The slowdown was broad-based. Services activity eased to a 17-month low of 57.3, while manufacturing slipped to 54.5, also a three-month low. Overall new orders rose at their slowest pace since March, a warning sign that the surge in business seen earlier in the year was losing some of its force. Export demand was uneven: services firms reported slightly stronger international sales, but manufacturers posted their weakest rise in new export orders since March 2023.

Employment added to the picture of cooling momentum. Hiring at both factories and service providers was the weakest in the current six-month stretch of expansion and the softest since December. That suggests firms were becoming more cautious as they faced slower demand and a less certain outlook. For an economy that has been one of the fastest-growing among major peers, a weaker hiring trend matters because it can feed into slower income growth and, eventually, softer consumer spending.

PMI by Sector
Data visualization chart

Price pressures eased as well. Input cost inflation slowed for a third straight month and fell to its lowest level since January. Selling price inflation also moderated as companies found it harder to pass on higher costs amid weaker demand, a sign that pricing power is cooling. Business confidence slipped below its long-run average, and sentiment among goods producers fell to its weakest level in nearly four years, underscoring how cautious managers have become about the next few months.

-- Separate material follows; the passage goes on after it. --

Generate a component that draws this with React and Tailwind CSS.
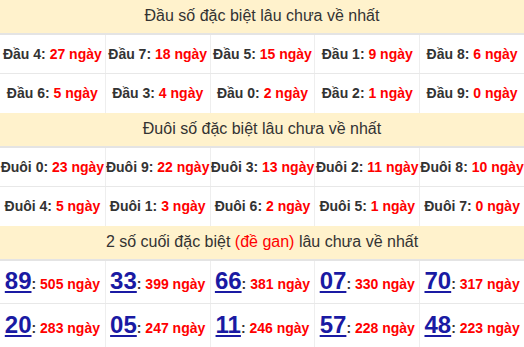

The June survey was collected from June 11 to June 20, and the flash release was scheduled for 05:00 UTC on June 23. It followed a period of still-strong but uneven growth, including a March reading of 56.5, the weakest expansion since October 2022. The latest data suggest India is still growing at a solid pace, but if new orders, hiring and confidence keep easing, the economy could enter the second half of the year with less of the broad-based momentum that has helped it stand out globally.